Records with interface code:
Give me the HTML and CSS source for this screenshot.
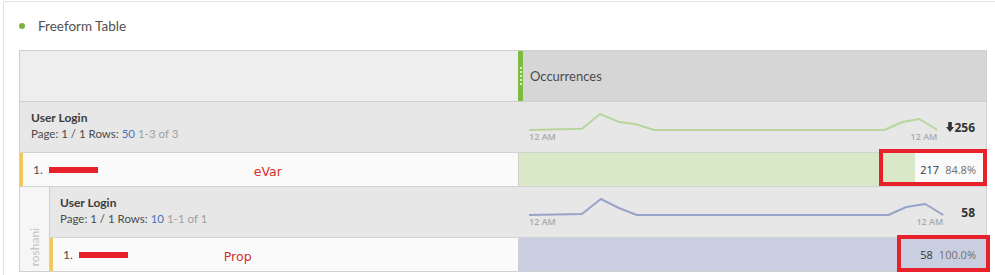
FILE: index.html
```html
<!DOCTYPE html>
<html lang="en">
<head>
<meta charset="utf-8">
<title>Freeform Table</title>
<link rel="stylesheet" href="styles.css">
</head>
<body>
<div class="panel">
  <div class="title"><span class="dot"></span><span class="title-text">Freeform Table</span></div>
  <div class="ft">
    <div class="hdr-left"></div>
    <div class="hdr-metric"><span class="grip"><span class="grip-dots"></span></span><span class="hdr-label">Occurrences</span></div>

    <div class="grp grp-top">
      <div class="grp-name">User Login</div>
      <div class="grp-meta">Page: 1 / 1 Rows: <span class="rows">50</span> <span class="range">1-3 of 3</span></div>
    </div>
    <div class="grp-chart">
      <div class="spark">
        <svg class="spark-svg" viewBox="0 0 408 29" preserveAspectRatio="none">
          <polyline class="line-green" points="0,28 53,26.7 71,12 89,19.7 107,22.3 125,28 355,28 373,20 390,17 408,28"/>
        </svg>
        <div class="spark-labels"><span>12 AM</span><span>12 AM</span></div>
      </div>
      <div class="total total-a"><svg class="arrow" viewBox="0 0 8 10"><path d="M2.2 0h3.6v5h2.2L4 10 0 5h2.2z"/></svg>256</div>
    </div>

    <div class="item item-top">
      <span class="num">1.</span><span class="redact"></span><span class="note note-evar">eVar</span>
    </div>
    <div class="val">
      <div class="bar bar-green" style="width:84.8%"></div>
      <div class="val-text"><span class="count">217</span><span class="pct">84.8%</span></div>
      <div class="mark mark-a"></div>
    </div>

    <div class="strip"><span class="strip-text">roshani</span></div>
    <div class="grp grp-nested">
      <div class="grp-name">User Login</div>
      <div class="grp-meta">Page: 1 / 1 Rows: <span class="rows">10</span> <span class="range">1-1 of 1</span></div>
    </div>
    <div class="grp-chart">
      <div class="spark">
        <svg class="spark-svg" viewBox="0 0 415 29" preserveAspectRatio="none">
          <polyline class="line-blue" points="0,28 53,27 72,12 90,21 108,28 360,28 378,20 397,17 415,28"/>
        </svg>
        <div class="spark-labels"><span>12 AM</span><span>12 AM</span></div>
      </div>
      <div class="total total-b">58</div>
    </div>

    <div class="item item-nested">
      <span class="num">1.</span><span class="redact"></span><span class="note note-prop">Prop</span>
    </div>
    <div class="val val-last">
      <div class="bar bar-blue" style="width:100%"></div>
      <div class="val-text"><span class="count">58</span><span class="pct">100.0%</span></div>
      <div class="mark mark-b"></div>
    </div>
  </div>
</div>
</body>
</html>
```

FILE: styles.css
```css
* { box-sizing: border-box; }

body {
  margin: 0;
  background: #ffffff;
  font-family: Lato, "Open Sans", sans-serif;
  color: #4b4b4b;
}

.panel {
  margin: 1px 0 0 3px;
  height: 274px;
  border-top: 1px solid #e3e3e3;
  border-left: 1px solid #e3e3e3;
  padding-left: 15px;
  overflow: hidden;
}

.title {
  height: 48px;
  display: flex;
  align-items: center;
}

.dot {
  width: 6px;
  height: 6px;
  border-radius: 50%;
  background: #7cb342;
  margin-right: 13px;
}

.title-text {
  font-size: 13.5px;
  color: #505050;
}

.ft {
  width: 968px;
  display: grid;
  grid-template-columns: 30px 468px 468px;
  grid-template-rows: 51px 51px 34px 51px 34px;
  border: 1px solid #cfcfcf;
  border-bottom: none;
}

.hdr-left {
  grid-column: 1 / 3;
  background: #eeeeee;
  border-bottom: 1px solid #cfcfcf;
}

.hdr-metric {
  background: #d6d6d6;
  border-bottom: 1px solid #cfcfcf;
  display: flex;
  align-items: center;
}

.grip {
  align-self: stretch;
  width: 5px;
  background: #7cbc41;
  display: flex;
  align-items: center;
  justify-content: center;
}

.grip-dots {
  width: 2px;
  height: 18px;
  border-left: 2px dotted rgba(255, 255, 255, 0.75);
}

.hdr-label {
  margin-left: 7px;
  font-size: 13px;
  color: #4b4b4b;
}

.grp {
  background: #e7e7e7;
  border-bottom: 1px solid #d2d2d2;
  padding-top: 8px;
  font-size: 11.5px;
  line-height: 16px;
}

.grp-top {
  grid-column: 1 / 3;
  padding-left: 11px;
}

.grp-nested {
  grid-column: 2 / 3;
  padding-left: 10px;
}

.grp-name {
  font-size: 12px;
  font-weight: 700;
  color: #3c3c3c;
}

.grp-meta {
  color: #4b4b4b;
}

.rows { color: #4a72b8; }
.range { color: #a0a0a0; }

.grp-chart {
  background: #e7e7e7;
  border-bottom: 1px solid #d2d2d2;
  display: flex;
  align-items: center;
  padding: 0 11px;
}

.spark {
  flex: 1;
  align-self: flex-start;
  display: flex;
  flex-direction: column;
}

.spark-svg {
  display: block;
  width: 100%;
  height: 29px;
  overflow: visible;
}

.spark-svg polyline {
  fill: none;
  stroke-width: 2;
  stroke-linejoin: round;
  vector-effect: non-scaling-stroke;
}

.line-green { stroke: #b8d59b; }
.line-blue { stroke: #98a3ca; }

.spark-labels {
  display: flex;
  justify-content: space-between;
  font-family: "Open Sans", sans-serif;
  font-size: 9px;
  font-weight: 600;
  line-height: 12px;
  color: #a9a9a9;
}

.total {
  font-family: "Open Sans", sans-serif;
  font-size: 12px;
  font-weight: 700;
  color: #333333;
  display: flex;
  align-items: center;
}

.total-a { margin-left: 9px; }
.total-b { margin-left: 18px; }

.arrow {
  width: 8px;
  height: 10px;
  fill: #333333;
}

.item {
  background: #fafafa;
  border-bottom: 1px solid #d2d2d2;
  box-shadow: inset 3px 0 0 #f2c85a;
  display: flex;
  align-items: center;
  padding-left: 13px;
  font-size: 12px;
  color: #4b4b4b;
}

.item-top { grid-column: 1 / 3; }
.item-nested { grid-column: 2 / 3; }

.redact {
  width: 49px;
  height: 6px;
  background: #e8202a;
  margin-left: 6px;
}

.note {
  font-family: "DejaVu Sans", sans-serif;
  font-size: 12.5px;
  color: #d4302c;
  padding-top: 4px;
}

.note-evar { margin-left: 156px; }
.note-prop { margin-left: 96px; }

.strip {
  grid-column: 1 / 2;
  grid-row: 4 / 6;
  background: #f6f6f6;
  border-right: 1px solid #cfcfcf;
  border-bottom: 1px solid #cfcfcf;
  display: flex;
  align-items: flex-end;
  justify-content: center;
  padding-bottom: 5px;
}

.strip-text {
  writing-mode: vertical-rl;
  transform: rotate(180deg);
  font-size: 12px;
  color: #c4c4c4;
}

.val {
  position: relative;
  display: grid;
  background: #fafafa;
  border-left: 1px solid #d0d0d0;
  border-bottom: 1px solid #d2d2d2;
}

.val-last { border-bottom-color: #cfcfcf; }

.bar {
  grid-area: 1 / 1;
  height: 100%;
}

.bar-green { background: #d9e8c6; }
.bar-blue { background: #c9cfe1; }

.val-text {
  grid-area: 1 / 1;
  display: flex;
  align-items: center;
  justify-content: flex-end;
  padding-right: 10px;
  font-family: "Open Sans", sans-serif;
  font-size: 11px;
}

.count { color: #333333; }
.pct { color: #6f6f6f; margin-left: 6px; }

.mark {
  position: absolute;
  border: 4px solid #e8202a;
}

.mark-a {
  left: 360px;
  top: -4px;
  width: 108px;
  height: 37px;
}

.mark-b {
  left: 378px;
  top: -3px;
  width: 93px;
  height: 37px;
}
```
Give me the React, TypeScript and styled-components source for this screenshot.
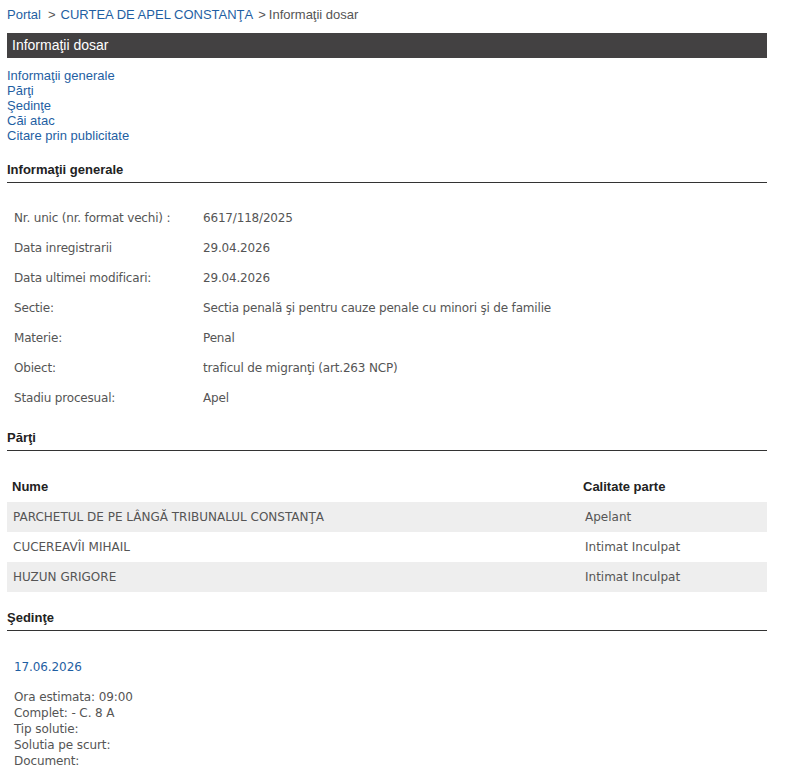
import React from 'react';
import styled, { createGlobalStyle } from 'styled-components';

const GlobalStyle = createGlobalStyle`
	body {
		margin: 0;
		background: #ffffff;
		font-family: "Liberation Sans", Arial, sans-serif;
	}
`;

const Page = styled.div`
	width: 760px;
	margin-left: 7px;
	padding-top: 7px;
`;

const Breadcrumb = styled.div`
	font-size: 13px;
	line-height: 16px;
	color: #555555;
	margin-bottom: 10px;
`;

const Crumb = styled.a`
	color: #1f5fa3;
	text-decoration: none;
`;

const Sep = styled.span<{ $left: number; $right: number }>`
	margin: 0 ${p => p.$right}px 0 ${p => p.$left}px;
`;

const TitleBar = styled.div`
	height: 25px;
	background: #434142;
	color: #ffffff;
	font-size: 14px;
	line-height: 25px;
	padding-left: 5px;
`;

const Anchors = styled.div`
	margin-top: 10px;
	display: flex;
	flex-direction: column;
	font-size: 13px;
	line-height: 15px;
`;

const AnchorLink = styled.a`
	color: #1f5fa3;
	text-decoration: none;
`;

const SectionTitle = styled.div<{ $top: number }>`
	margin-top: ${p => p.$top}px;
	font-size: 13px;
	font-weight: bold;
	line-height: 16px;
	color: #222222;
	padding-bottom: 4px;
	border-bottom: 1px solid #333333;
`;

const InfoTable = styled.div`
	margin-top: 20px;
	display: grid;
	grid-template-columns: 189px 1fr;
	grid-auto-rows: 30px;
	padding-left: 7px;
	font-family: "DejaVu Sans", Verdana, sans-serif;
	font-size: 12px;
	letter-spacing: -0.18px;
	color: #555555;
	align-items: center;
`;

const Cell = styled.div``;

const PartyTable = styled.div`
	margin-top: 19px;
	display: flex;
	flex-direction: column;
`;

const PartyRow = styled.div<{ $shade?: boolean; $head?: boolean }>`
	display: grid;
	grid-template-columns: 571px 1fr;
	height: ${p => (p.$head ? 32 : 30)}px;
	align-items: center;
	padding-left: ${p => (p.$head ? 5 : 6)}px;
	background: ${p => (p.$shade ? '#eeeeee' : 'transparent')};
	font-family: ${p => (p.$head ? '"Liberation Sans", Arial, sans-serif' : '"DejaVu Sans", Verdana, sans-serif')};
	font-size: ${p => (p.$head ? 13 : 12)}px;
	font-weight: ${p => (p.$head ? 'bold' : 'normal')};
	color: ${p => (p.$head ? '#222222' : '#555555')};
`;

const PartyRole = styled.div<{ $head?: boolean }>`
	padding-left: ${p => (p.$head ? 0 : 1)}px;
`;

const Hearing = styled.div`
	margin-top: 28px;
	padding-left: 7px;
	font-family: "DejaVu Sans", Verdana, sans-serif;
	font-size: 12px;
	letter-spacing: -0.1px;
	color: #555555;
`;

const HearingDate = styled.div`
	color: #1f5fa3;
	line-height: 16px;
	margin-bottom: 14px;
`;

const HearingLine = styled.div`
	line-height: 16px;
`;

const info: [string, string][] = [
	['Nr. unic (nr. format vechi) :', '6617/118/2025'],
	['Data inregistrarii', '29.04.2026'],
	['Data ultimei modificari:', '29.04.2026'],
	['Sectie:', 'Sectia penală şi pentru cauze penale cu minori şi de familie'],
	['Materie:', 'Penal'],
	['Obiect:', 'traficul de migranţi (art.263 NCP)'],
	['Stadiu procesual:', 'Apel'],
];

const parties: [string, string][] = [
	['PARCHETUL DE PE LÂNGĂ TRIBUNALUL CONSTANŢA', 'Apelant'],
	['CUCEREAVÎI MIHAIL', 'Intimat Inculpat'],
	['HUZUN GRIGORE', 'Intimat Inculpat'],
];

const hearingLines = [
	'Ora estimata: 09:00',
	'Complet: - C. 8 A',
	'Tip solutie:',
	'Solutia pe scurt:',
	'Document:',
];

const App = () => {
	return (
		<Page>
			<GlobalStyle />
			<Breadcrumb>
				<Crumb href="#">Portal</Crumb>
				<Sep $left={7} $right={5}>&gt;</Sep>
				<Crumb href="#">CURTEA DE APEL CONSTANŢA</Crumb>
				<Sep $left={5} $right={3}>&gt;</Sep>
				Informaţii dosar
			</Breadcrumb>
			<TitleBar>Informaţii dosar</TitleBar>
			<Anchors>
				<AnchorLink href="#">Informaţii generale</AnchorLink>
				<AnchorLink href="#">Părţi</AnchorLink>
				<AnchorLink href="#">Şedinţe</AnchorLink>
				<AnchorLink href="#">Căi atac</AnchorLink>
				<AnchorLink href="#">Citare prin publicitate</AnchorLink>
			</Anchors>

			<SectionTitle $top={19}>Informaţii generale</SectionTitle>
			<InfoTable>
				{info.map(([label, value]) => (
					<React.Fragment key={label}>
						<Cell>{label}</Cell>
						<Cell>{value}</Cell>
					</React.Fragment>
				))}
			</InfoTable>

			<SectionTitle $top={17}>Părţi</SectionTitle>
			<PartyTable>
				<PartyRow $head>
					<div>Nume</div>
					<PartyRole $head>Calitate parte</PartyRole>
				</PartyRow>
				{parties.map(([name, role], i) => (
					<PartyRow key={name} $shade={i % 2 === 0}>
						<div>{name}</div>
						<PartyRole>{role}</PartyRole>
					</PartyRow>
				))}
			</PartyTable>

			<SectionTitle $top={18}>Şedinţe</SectionTitle>
			<Hearing>
				<HearingDate>17.06.2026</HearingDate>
				{hearingLines.map(line => (
					<HearingLine key={line}>{line}</HearingLine>
				))}
			</Hearing>
		</Page>
	);
};

export default App;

▶ _EXERCISE GOAL_: In the records above, find the lines containing "screenshot" and copy them.

▶ _RESULT FOR THIS TASK_:
Give me the HTML and CSS source for this screenshot.
Give me the React, TypeScript and styled-components source for this screenshot.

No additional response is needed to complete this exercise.